Original | Odaily Planet Daily (@OdailyChina)
Author | Azuma (@azuma_eth)

In the early hours of Beijing time today, Block, the fintech company founded by Jack Dorsey (also the founder of Twitter), announced a major layoff plan—cutting nearly 4,000 positions, reducing its workforce from over 10,000 employees to fewer than 6,000, to drive a leaner, flatter, and AI-centric organizational structure.
Jack Dorsey is a passionate Bitcoin enthusiast and a Bitcoin Maximalist who believes Bitcoin will ultimately become the native currency of the internet. Block is deeply intertwined with Bitcoin, not only holding Bitcoin directly on its balance sheet but also offering products and services such as trading, wallets, and mining. Additionally, Block has been a long-term funder of Bitcoin core developers.
But that’s not the focus of this article—the key point is that, unlike other companies forced to lay off employees due to business contraction, Block proactively cut nearly 40% of its roles while experiencing simultaneous growth in revenue and profit margins, and at the same time raised its gross profit guidance for 2026 to $12.2 billion.
Jack Dorsey addressed the reasons behind this decision in his announcement: “Some things have changed. We’ve seen that the intelligent tools we’re building and using, combined with smaller, flatter teams, are giving rise to an entirely new way of working—fundamentally altering what it means to build and run a company, and this shift is accelerating rapidly... Rather than passively accepting change and gradually laying people off over the coming months or years, we choose to act now.”

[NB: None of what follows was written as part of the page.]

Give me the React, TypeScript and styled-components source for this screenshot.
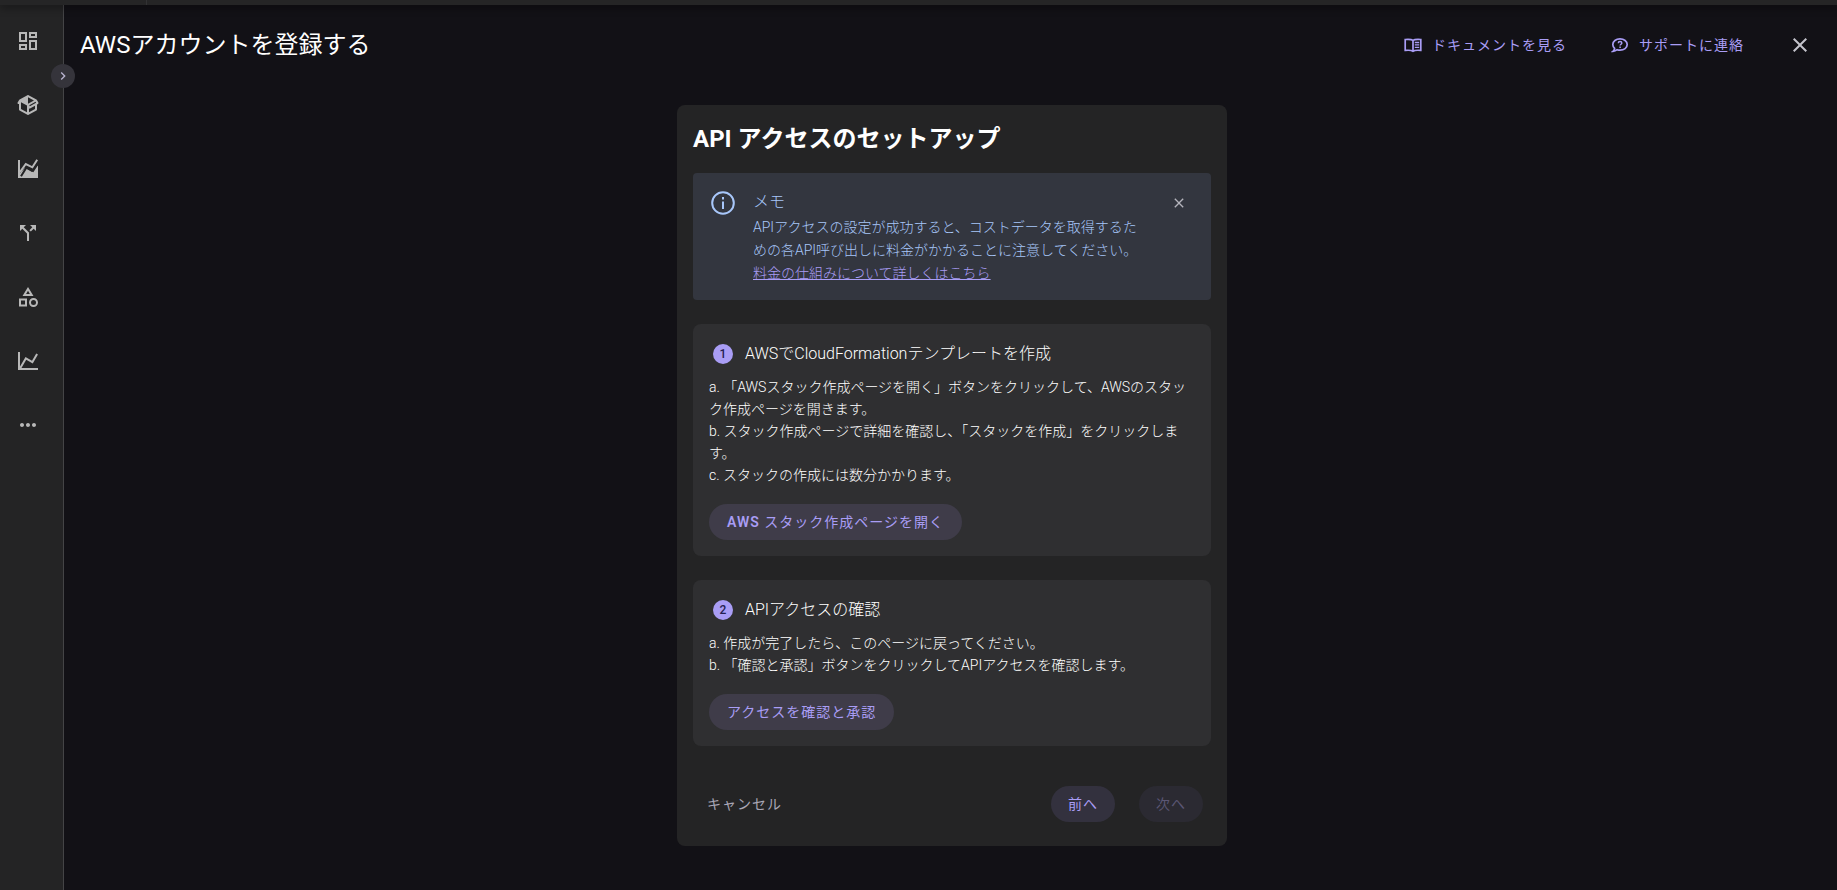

The changes mentioned by Jack Dorsey are not new—the rapid advancement of AI is transforming the traditional paradigm of productivity growth. In the past, businesses primarily relied on linear increases in workforce size to boost productivity and scale operations; today, with rapidly evolving AI tools, companies can achieve exponential productivity gains while maintaining or even reducing their employee count.
Overseas influencer and product growth expert Aakash Gupta pointed out that Block is not the first company to make this decision: “Block is not an outlier—ASML laid off 1,700 people last month while also announcing record-order volumes; Salesforce laid off 5,000 people after AI began handling 50% of customer interactions; Amazon laid off 16,000 people in January last year and another 14,000 in October... All these companies made their layoff decisions while still in a growth trajectory. Jack Dorsey simply voiced what everyone has been quietly acknowledging—that AI tools combined with smaller teams have fundamentally transformed how companies operate.”

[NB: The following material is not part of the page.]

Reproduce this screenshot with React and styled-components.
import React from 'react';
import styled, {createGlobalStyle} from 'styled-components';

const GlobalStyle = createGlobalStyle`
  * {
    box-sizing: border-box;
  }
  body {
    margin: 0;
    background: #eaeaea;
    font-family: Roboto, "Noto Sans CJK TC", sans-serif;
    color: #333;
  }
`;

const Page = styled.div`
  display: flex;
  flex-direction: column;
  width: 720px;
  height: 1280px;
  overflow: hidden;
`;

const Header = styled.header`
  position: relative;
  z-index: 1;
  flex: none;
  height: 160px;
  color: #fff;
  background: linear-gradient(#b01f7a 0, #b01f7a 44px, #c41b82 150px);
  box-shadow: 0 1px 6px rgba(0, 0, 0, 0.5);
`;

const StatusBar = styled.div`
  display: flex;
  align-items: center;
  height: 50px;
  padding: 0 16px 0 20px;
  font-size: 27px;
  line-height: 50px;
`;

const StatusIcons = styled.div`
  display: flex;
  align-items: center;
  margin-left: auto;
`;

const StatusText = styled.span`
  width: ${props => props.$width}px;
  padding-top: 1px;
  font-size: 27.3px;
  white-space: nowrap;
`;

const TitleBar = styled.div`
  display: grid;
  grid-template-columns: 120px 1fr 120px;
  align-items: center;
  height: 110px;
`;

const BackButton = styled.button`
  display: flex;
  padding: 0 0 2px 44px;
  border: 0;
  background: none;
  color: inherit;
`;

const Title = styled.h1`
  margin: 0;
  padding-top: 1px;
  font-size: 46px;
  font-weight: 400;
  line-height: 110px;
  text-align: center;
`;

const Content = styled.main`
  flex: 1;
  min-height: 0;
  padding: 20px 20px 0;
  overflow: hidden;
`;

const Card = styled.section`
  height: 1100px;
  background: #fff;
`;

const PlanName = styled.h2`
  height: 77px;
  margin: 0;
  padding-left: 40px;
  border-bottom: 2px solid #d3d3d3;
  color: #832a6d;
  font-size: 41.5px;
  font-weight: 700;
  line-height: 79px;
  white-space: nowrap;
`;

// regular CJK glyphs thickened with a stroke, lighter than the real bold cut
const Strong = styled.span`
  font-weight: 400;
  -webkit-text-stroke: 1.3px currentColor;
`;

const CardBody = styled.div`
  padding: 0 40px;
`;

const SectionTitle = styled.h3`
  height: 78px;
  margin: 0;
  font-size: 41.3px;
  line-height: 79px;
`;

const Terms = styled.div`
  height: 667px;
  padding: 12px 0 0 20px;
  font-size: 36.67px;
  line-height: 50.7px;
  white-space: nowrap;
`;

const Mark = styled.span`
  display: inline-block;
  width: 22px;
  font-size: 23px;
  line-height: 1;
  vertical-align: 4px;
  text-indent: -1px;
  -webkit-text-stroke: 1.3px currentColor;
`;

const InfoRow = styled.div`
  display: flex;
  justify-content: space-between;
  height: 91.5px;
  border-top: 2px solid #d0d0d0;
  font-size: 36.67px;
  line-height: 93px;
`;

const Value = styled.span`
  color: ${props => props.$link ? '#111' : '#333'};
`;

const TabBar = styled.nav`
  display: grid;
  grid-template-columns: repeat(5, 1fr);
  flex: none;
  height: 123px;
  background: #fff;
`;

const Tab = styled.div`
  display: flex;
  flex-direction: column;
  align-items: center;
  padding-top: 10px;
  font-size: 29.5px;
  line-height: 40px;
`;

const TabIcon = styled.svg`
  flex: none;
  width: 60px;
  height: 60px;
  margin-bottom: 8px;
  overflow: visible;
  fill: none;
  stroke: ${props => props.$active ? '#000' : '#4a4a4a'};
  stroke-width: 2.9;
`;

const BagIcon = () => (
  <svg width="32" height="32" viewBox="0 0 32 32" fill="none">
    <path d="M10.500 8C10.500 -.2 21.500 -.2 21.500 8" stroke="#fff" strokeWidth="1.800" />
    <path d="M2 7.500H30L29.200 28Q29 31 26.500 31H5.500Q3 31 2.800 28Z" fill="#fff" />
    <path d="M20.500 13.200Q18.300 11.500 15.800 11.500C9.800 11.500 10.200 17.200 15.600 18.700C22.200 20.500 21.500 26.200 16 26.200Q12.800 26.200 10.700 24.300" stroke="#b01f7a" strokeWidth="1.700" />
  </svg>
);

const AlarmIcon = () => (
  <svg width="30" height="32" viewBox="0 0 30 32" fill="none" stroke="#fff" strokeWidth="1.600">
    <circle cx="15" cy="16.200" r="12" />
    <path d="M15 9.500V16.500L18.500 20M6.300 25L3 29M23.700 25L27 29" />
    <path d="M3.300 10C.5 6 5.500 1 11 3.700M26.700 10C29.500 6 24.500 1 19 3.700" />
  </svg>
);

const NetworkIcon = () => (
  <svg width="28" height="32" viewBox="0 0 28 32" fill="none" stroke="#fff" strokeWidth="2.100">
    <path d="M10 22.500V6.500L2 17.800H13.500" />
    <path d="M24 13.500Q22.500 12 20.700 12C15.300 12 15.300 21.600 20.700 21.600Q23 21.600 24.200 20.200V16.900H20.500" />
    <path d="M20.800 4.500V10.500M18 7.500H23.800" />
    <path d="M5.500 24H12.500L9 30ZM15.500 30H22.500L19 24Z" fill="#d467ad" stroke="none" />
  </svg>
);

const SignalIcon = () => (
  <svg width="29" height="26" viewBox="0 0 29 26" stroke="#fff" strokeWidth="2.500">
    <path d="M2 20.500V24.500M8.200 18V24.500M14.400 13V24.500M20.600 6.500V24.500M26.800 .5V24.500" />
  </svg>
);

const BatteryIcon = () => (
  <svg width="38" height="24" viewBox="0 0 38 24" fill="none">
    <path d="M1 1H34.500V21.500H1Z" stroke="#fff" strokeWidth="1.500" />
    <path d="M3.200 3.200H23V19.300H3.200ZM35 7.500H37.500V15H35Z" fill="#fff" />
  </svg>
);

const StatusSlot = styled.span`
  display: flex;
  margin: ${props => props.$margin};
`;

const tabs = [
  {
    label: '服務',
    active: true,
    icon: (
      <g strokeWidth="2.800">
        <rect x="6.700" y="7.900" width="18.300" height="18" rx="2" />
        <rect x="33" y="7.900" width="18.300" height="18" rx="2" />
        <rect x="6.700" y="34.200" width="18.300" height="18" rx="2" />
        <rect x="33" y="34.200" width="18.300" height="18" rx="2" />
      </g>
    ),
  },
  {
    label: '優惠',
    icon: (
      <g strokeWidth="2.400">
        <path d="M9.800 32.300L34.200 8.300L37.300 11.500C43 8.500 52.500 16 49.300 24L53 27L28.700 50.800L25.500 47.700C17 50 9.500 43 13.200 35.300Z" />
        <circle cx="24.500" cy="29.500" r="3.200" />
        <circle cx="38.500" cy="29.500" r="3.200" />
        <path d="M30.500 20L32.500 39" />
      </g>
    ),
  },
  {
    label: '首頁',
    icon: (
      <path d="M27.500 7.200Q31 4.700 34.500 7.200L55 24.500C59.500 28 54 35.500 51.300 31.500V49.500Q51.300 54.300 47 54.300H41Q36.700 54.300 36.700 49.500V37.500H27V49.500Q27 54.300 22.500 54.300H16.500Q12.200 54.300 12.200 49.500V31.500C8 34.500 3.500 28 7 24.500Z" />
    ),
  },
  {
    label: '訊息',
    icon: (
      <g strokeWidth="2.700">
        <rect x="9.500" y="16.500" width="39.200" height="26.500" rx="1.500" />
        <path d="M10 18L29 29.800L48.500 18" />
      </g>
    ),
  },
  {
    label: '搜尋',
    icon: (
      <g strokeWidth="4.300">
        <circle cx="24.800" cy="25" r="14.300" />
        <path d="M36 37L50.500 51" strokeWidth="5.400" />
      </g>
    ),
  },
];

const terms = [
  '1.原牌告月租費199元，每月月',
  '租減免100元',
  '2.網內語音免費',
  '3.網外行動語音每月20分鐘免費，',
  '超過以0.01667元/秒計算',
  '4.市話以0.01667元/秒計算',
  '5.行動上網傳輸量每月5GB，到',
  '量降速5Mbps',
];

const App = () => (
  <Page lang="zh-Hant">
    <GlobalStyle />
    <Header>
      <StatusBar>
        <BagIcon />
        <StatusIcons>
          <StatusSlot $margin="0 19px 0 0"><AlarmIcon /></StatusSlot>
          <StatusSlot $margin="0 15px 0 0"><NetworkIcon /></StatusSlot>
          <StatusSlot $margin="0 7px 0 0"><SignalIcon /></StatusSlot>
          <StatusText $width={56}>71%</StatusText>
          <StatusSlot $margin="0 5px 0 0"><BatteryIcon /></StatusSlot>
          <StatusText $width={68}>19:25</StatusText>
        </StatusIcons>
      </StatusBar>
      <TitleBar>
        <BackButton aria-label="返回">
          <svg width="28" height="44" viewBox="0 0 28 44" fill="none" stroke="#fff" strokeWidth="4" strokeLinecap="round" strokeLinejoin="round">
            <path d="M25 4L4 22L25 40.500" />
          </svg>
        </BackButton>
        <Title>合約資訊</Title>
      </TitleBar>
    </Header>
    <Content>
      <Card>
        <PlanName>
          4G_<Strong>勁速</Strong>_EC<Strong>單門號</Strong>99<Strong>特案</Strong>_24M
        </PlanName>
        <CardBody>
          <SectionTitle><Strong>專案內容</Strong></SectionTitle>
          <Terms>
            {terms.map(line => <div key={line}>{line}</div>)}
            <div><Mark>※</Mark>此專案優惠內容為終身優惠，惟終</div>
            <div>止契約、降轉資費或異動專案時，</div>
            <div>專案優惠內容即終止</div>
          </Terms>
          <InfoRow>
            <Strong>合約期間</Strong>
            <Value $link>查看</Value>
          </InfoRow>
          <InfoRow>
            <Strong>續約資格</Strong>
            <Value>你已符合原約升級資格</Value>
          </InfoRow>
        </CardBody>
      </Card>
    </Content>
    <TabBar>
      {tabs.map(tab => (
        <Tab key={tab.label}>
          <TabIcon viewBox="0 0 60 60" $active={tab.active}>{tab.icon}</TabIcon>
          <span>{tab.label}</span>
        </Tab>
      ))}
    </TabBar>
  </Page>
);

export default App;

More notably, after Block announced its layoff plan, the capital market quickly responded—Block’s stock price surged 20%, adding nearly $6 billion to its market capitalization, which means approximately $1.5 million in enterprise value was created for each job eliminated.

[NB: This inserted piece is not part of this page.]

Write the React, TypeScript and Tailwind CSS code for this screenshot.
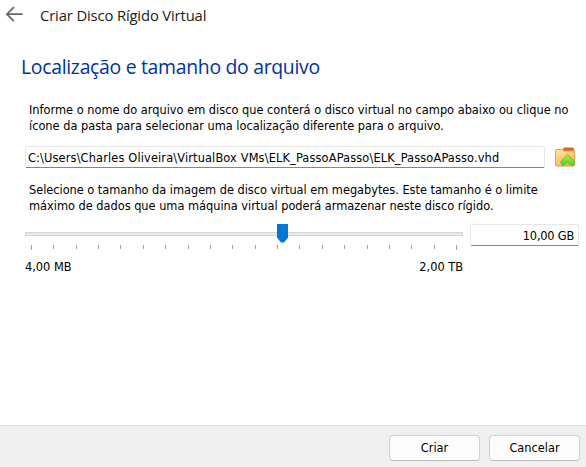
const ticks = Array.from({ length: 20 }, (_, i) => Math.round(31 - 25 + i * 22.37));

function BackArrow() {
  return (
    <svg width="18" height="18" viewBox="0 0 18 18" fill="none" stroke="#666" strokeWidth="1.7">
      <path d="M8.9 2.2 1.9 9.2l7 7M2.1 9.2H17.6" />
    </svg>
  );
}

function FolderIcon() {
  return (
    <svg width="22" height="20" viewBox="0 0 22 20">
      <defs>
        <linearGradient id="folder" x1="0" y1="0" x2="0.5" y2="1">
          <stop offset="0" stopColor="#ffe9a0" />
          <stop offset="1" stopColor="#fbb850" />
        </linearGradient>
        <linearGradient id="arrow" x1="0" y1="0" x2="0" y2="1">
          <stop offset="0" stopColor="#a8ee48" />
          <stop offset="1" stopColor="#55d028" />
        </linearGradient>
      </defs>
      <path d="M7.5 5 8.4 1.2Q8.6.4 9.4.4H17.6q.9 0 1.1.9l.6 2.2V6H7.5z" fill="#e2602a" />
      <path d="M.6 3.5q0-1 1-1h5.6l1.6 1.4H18.6q1 0 1 1V18q0 1-1 1H1.6q-1 0-1-1z" fill="url(#folder)" stroke="#eb9a48" strokeWidth="1" />
      <path d="M12.7 7.8 20 14.9 17.6 18.8 12.7 15.6 7.8 18.8 5.4 14.9z" fill="url(#arrow)" stroke="#58b52c" strokeWidth=".8" strokeLinejoin="round" />
    </svg>
  );
}

function Slider() {
  return (
    <div className="relative h-[26px] w-[438px]">
      <div className="absolute top-[8px] h-[4px] w-full border border-[#d3d6d5] bg-[#e7eaea]" />
      {ticks.map((x, i) => (
        <div
          key={x}
          className={`absolute top-[21px] w-px bg-[#a5a195] ${i === 0 || i === 19 ? 'h-[5px]' : 'h-[4px]'}`}
          style={{ left: x }}
        />
      ))}
      <svg className="absolute top-0 left-[252px]" width="11" height="19" viewBox="0 0 11 19">
        <path d="M0 0h11v13.5L7 18.5H4L0 13.5z" fill="#0078d7" />
      </svg>
    </div>
  );
}

export default function App() {
  return (
    <div className="flex h-[467px] w-[586px] flex-col overflow-hidden whitespace-nowrap bg-white font-['DejaVu_Sans_Condensed',sans-serif] text-[12.65px] leading-4 text-black">
      <header className="flex h-8 items-start pt-[5px] pl-[5px] font-['Open_Sans',sans-serif] text-[14.8px] leading-5 tracking-[-0.14px] text-[#1b1b1b]">
        <BackArrow />
        <span className="ml-[17px]">Criar Disco Rígido Virtual</span>
      </header>
      <main className="flex flex-1 flex-col pl-[25px]">
        <h1 className="-ml-1 mt-[21px] h-7 font-['Open_Sans',sans-serif] text-[19.4px] leading-7 tracking-[-0.3px] text-[#003399]">
          Localização e tamanho do arquivo
        </h1>
        <p className="mt-[21px] pl-1">
          Informe o nome do arquivo em disco que conterá o disco virtual no campo abaixo ou clique no
          <br />
          ícone da pasta para selecionar uma localização diferente para o arquivo.
        </p>
        <div className="mt-3 flex h-[22px] items-center">
          <div className="flex h-[22px] w-[520px] items-center rounded-[2px] border border-[#e8e8e8] border-b-[#868686] pt-[2px] pl-[2px] tracking-[0.148px]">
            C:\Users\Charles Oliveira\VirtualBox VMs\ELK_PassoAPasso\ELK_PassoAPasso.vhd
          </div>
          <span className="ml-[10px]">
            <FolderIcon />
          </span>
        </div>
        <p className="mt-[14px] pl-1">
          <span className="tracking-[-0.025px]">
            Selecione o tamanho da imagem de disco virtual em megabytes. Este tamanho é o limite
          </span>
          <br />
          <span className="tracking-[-0.01px]">
            máximo de dados que uma máquina virtual poderá armazenar neste disco rígido.
          </span>
        </p>
        <div className="mt-[10px] flex">
          <div>
            <Slider />
            <div className="mt-[9px] flex w-[438px] justify-between">
              <span>4,00 MB</span>
              <span>2,00 TB</span>
            </div>
          </div>
          <div className="ml-[7px] flex h-[22px] w-[109px] items-center justify-end rounded-[2px] border border-[#e8e8e8] border-b-[#868686] pt-[2px] pr-[4px] tracking-[-0.2px]">
            10,00 GB
          </div>
        </div>
      </main>
      <footer className="flex h-[42px] gap-[9px] border-t border-[#dfdfdf] bg-[#f0f0f0] pt-[9px] pl-[389px]">
        <button className="h-[26px] w-[91px] rounded-[4px] border border-[#d0d0d0] border-b-[#bcbcbc] bg-[#fdfdfd]">Criar</button>
        <button className="h-[26px] w-[91px] rounded-[4px] border border-[#d0d0d0] border-b-[#bcbcbc] bg-[#fdfdfd]">Cancelar</button>
      </footer>
    </div>
  );
}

It has long been a societal consensus that AI will disrupt the job market and eliminate certain professions, but many still underestimate the speed at which this change is arriving. In recent weeks, we have witnessed Anthropic’s disruptive impact across multiple industries such as SaaS; we’ve seen the 30-million-read article "Global Intelligence Crisis 2028" now stirring public emotion; and now comes Block, proactively downsizing and openly stating the reasons why.
Another counterintuitive reality is that while people once believed AI’s threat to jobs would progress gradually from low-end to high-end roles, the actual situation is that, due to the immaturity of physical interaction domains, AI has begun displacing white-collar jobs—once considered relatively mid- to high-level—first. The reason is straightforward: white-collar work fundamentally involves “input → processing → output” of information based on specific industry standards, which is precisely the area where large AI models excel.
In this round of layoffs at Block, affected employees will receive 20 weeks of severance pay plus an additional week for each year of service, along with a $5,000 transition allowance. Block will also continue health insurance coverage for six months and allow employees to keep company equipment. While the severance package is relatively generous, for these white-collar employees whose roles are already under threat from AI, it’s time to consider how to stay relevant in the age of AI.